Naturalmente il mercato di Coca Cola è ben più largo di quello di Pornhub e di Durex, e mi aspetto e vedo che i modelli comportamentali proposto dalle aziende “non di settore” abbiano quindi una capacità di normazione più forte, che va per inciso a tutto vantaggio di un autodisciplinamento che serve sia agli Stati per meglio gestire la popolazione, sia alle aziende per meglio controllare il rapporto tra tempi di vita e tempi di lavoro. Questo va naturalmente a scapito della reinvenzione dei modelli familiari non matrimoniali e non di coppia, per esempio, ma basati su condivisioni affettive multiple.
Dall’altro lato va riconosciuto un altro fatto: le aziende non fanno profitti solo “vendendo il brand Lgbtqia+” sui prodotti materiali che piazzano sul mercato, ma anche vendendo prodotti finanziari mirati. È possibile ultimamente, infatti, acquistare pacchetti di azioni di società friendly verso le comunità Lgbtqia+ attraverso dispositivi come l’LGBT Equality Index, l’indice finanziario del Credit Suisse (per approfondire si veda Federico Chicchi, Anna Simone, La società della prestazione) che quota in borsa la tolleranza delle aziende verso le differenze di genere e di orientamento sessuale (anche dei loro e delle loro lavoratrici, a loro volta “amministrati” attraverso il diversity management). Il problema di tutto questo è che non solo interi pezzi di rivendicazione Lgbtqia+ vengono lasciati fuori, ma non c’è alcuna redistribuzione alle comunità Lgbtqia+ che di fatto li generano (o sulla cui pelle vengono generati) dei profitti ottenuti attraverso il mercato ordinario e attraverso il mercato finanziario.
Come d’altro canto nessuno di questi profitti viene distribuito per ridurre le disuguaglianze globali: resta sempre il capitalismo, bellezza!
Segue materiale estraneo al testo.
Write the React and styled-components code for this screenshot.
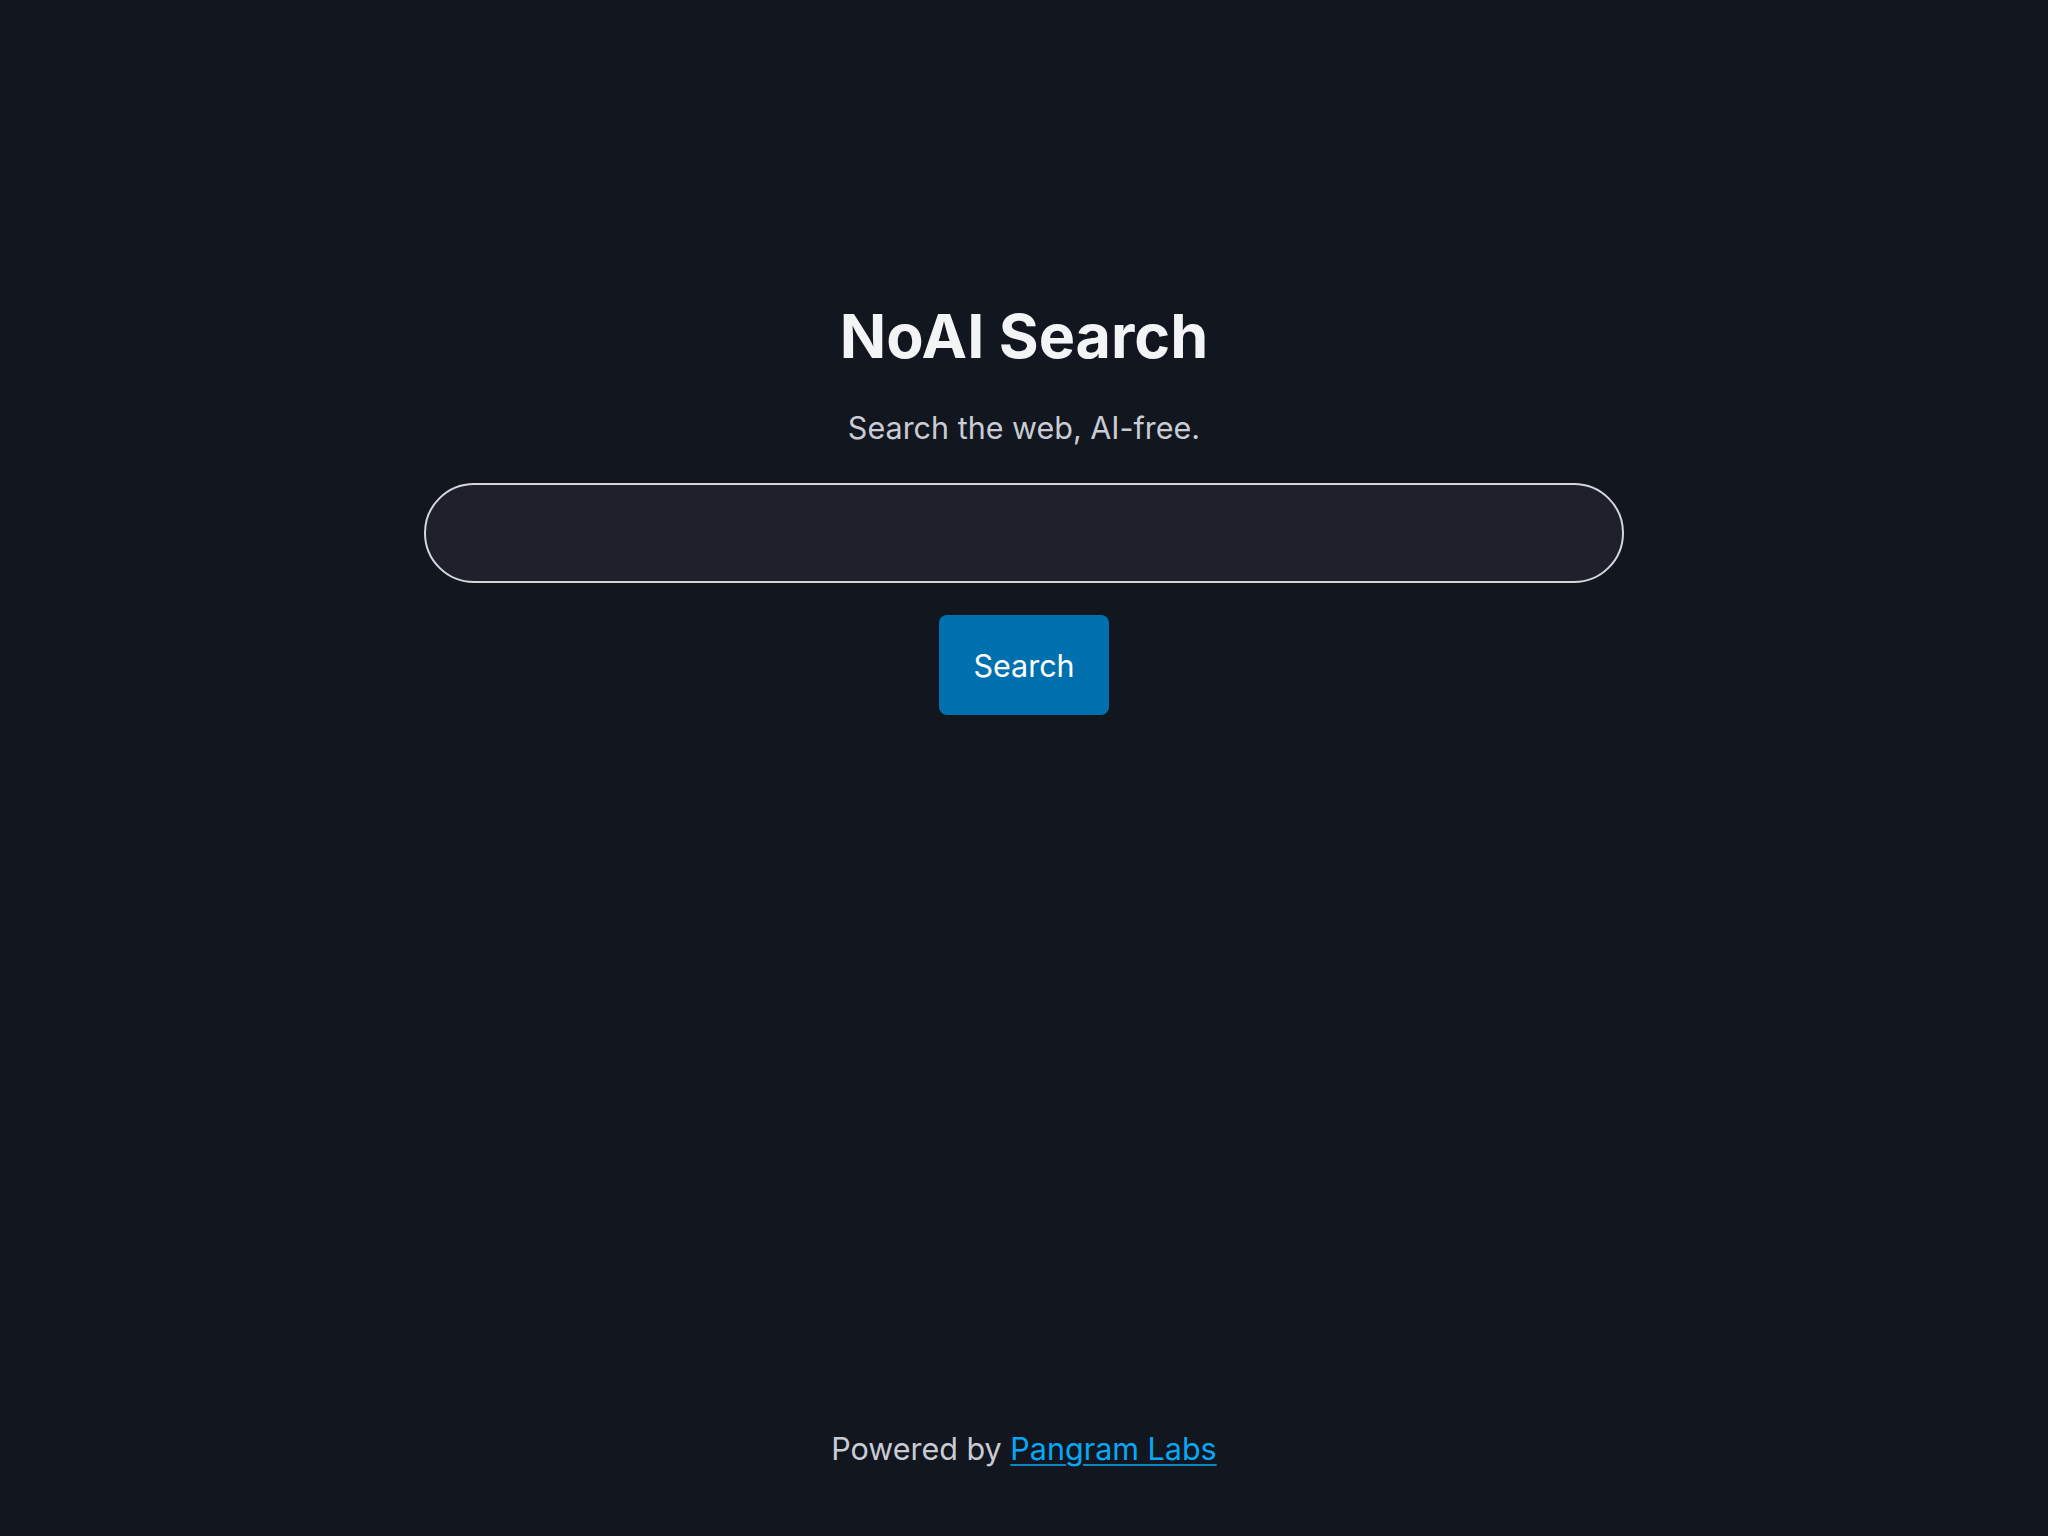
import React from 'react';
import styled, { createGlobalStyle } from 'styled-components';

const GlobalStyle = createGlobalStyle`
  html, body {
    margin: 0;
    padding: 0;
    background: #12161f;
  }
  body {
    font-family: Inter, "Noto Sans", sans-serif;
  }
`;

const Page = styled.div`
  min-height: 100vh;
  display: flex;
  flex-direction: column;
  align-items: center;
  box-sizing: border-box;
`;

const Main = styled.main`
  display: flex;
  flex-direction: column;
  align-items: center;
  padding-top: 298px;
  width: 100%;
`;

const Title = styled.h1`
  margin: 0;
  font-size: 61px;
  line-height: 76px;
  font-weight: 700;
  color: #f3f4f6;
`;

const Subtitle = styled.p`
  margin: 34px 0 0;
  font-size: 30.5px;
  line-height: 40px;
  color: #c9ccd4;
`;

const SearchForm = styled.form`
  display: flex;
  flex-direction: column;
  align-items: center;
  gap: 32px;
  margin-top: 35px;
  width: 1200px;
`;

const SearchInput = styled.input`
  width: 100%;
  height: 100px;
  box-sizing: border-box;
  border: 2px solid #d4d6dc;
  border-radius: 50px;
  background: #1e212c;
  color: #f3f4f6;
  font-size: 30px;
  font-family: inherit;
  padding: 0 40px;
  outline: none;
`;

const SearchButton = styled.button`
  width: 170px;
  height: 100px;
  border: none;
  border-radius: 8px;
  background: #0071ae;
  color: #ffffff;
  font-family: inherit;
  font-size: 30.5px;
  cursor: pointer;
`;

const Footer = styled.footer`
  margin-top: auto;
  padding-bottom: 67px;
  font-size: 30.5px;
  line-height: 40px;
  color: #c9ccd4;
`;

const Link = styled.a`
  color: #07a8f5;
  text-decoration: underline;
  text-decoration-thickness: 2px;
  text-underline-offset: 4px;
  text-decoration-color: #0a86c4;
`;

const App = () => (
  <Page>
    <GlobalStyle />
    <Main>
      <Title>NoAI Search</Title>
      <Subtitle>Search the web, AI-free.</Subtitle>
      <SearchForm onSubmit={(e) => e.preventDefault()}>
        <SearchInput type="text" aria-label="Search" />
        <SearchButton type="submit">Search</SearchButton>
      </SearchForm>
    </Main>
    <Footer>
      Powered by <Link href="#">Pangram Labs</Link>
    </Footer>
  </Page>
);

export default App;
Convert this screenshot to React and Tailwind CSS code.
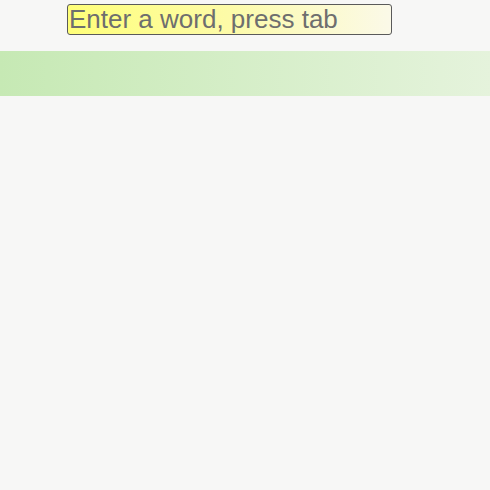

Credo che un protagonismo politico delle comunità Lgbtqia+ attraverso la presa di parola non delegata a soggetti privati o esterni alle comunità possa essere un buon modo per contrastare questo fenomeno, dove per “protagonismo politico” si intende non solo la capacità di parlare per sé e a partire dalle proprie esigenze concrete, ma anche la capacità di fare emergere queste esigenze attraverso la relazione e il dialogo collettivo, la creazione di reti di persone che discutono e che si aiutano anche economicamente, e che si organizzano per la formulazione di un programma di rivendicazioni da attuare contemporaneamente attraverso l’organizzazione stessa e attraverso le battaglie per i diritti riconosciuti dagli Stati, che somiglino il più possibile alle relazioni e alle esigenze delle comunità Lgbtqia+.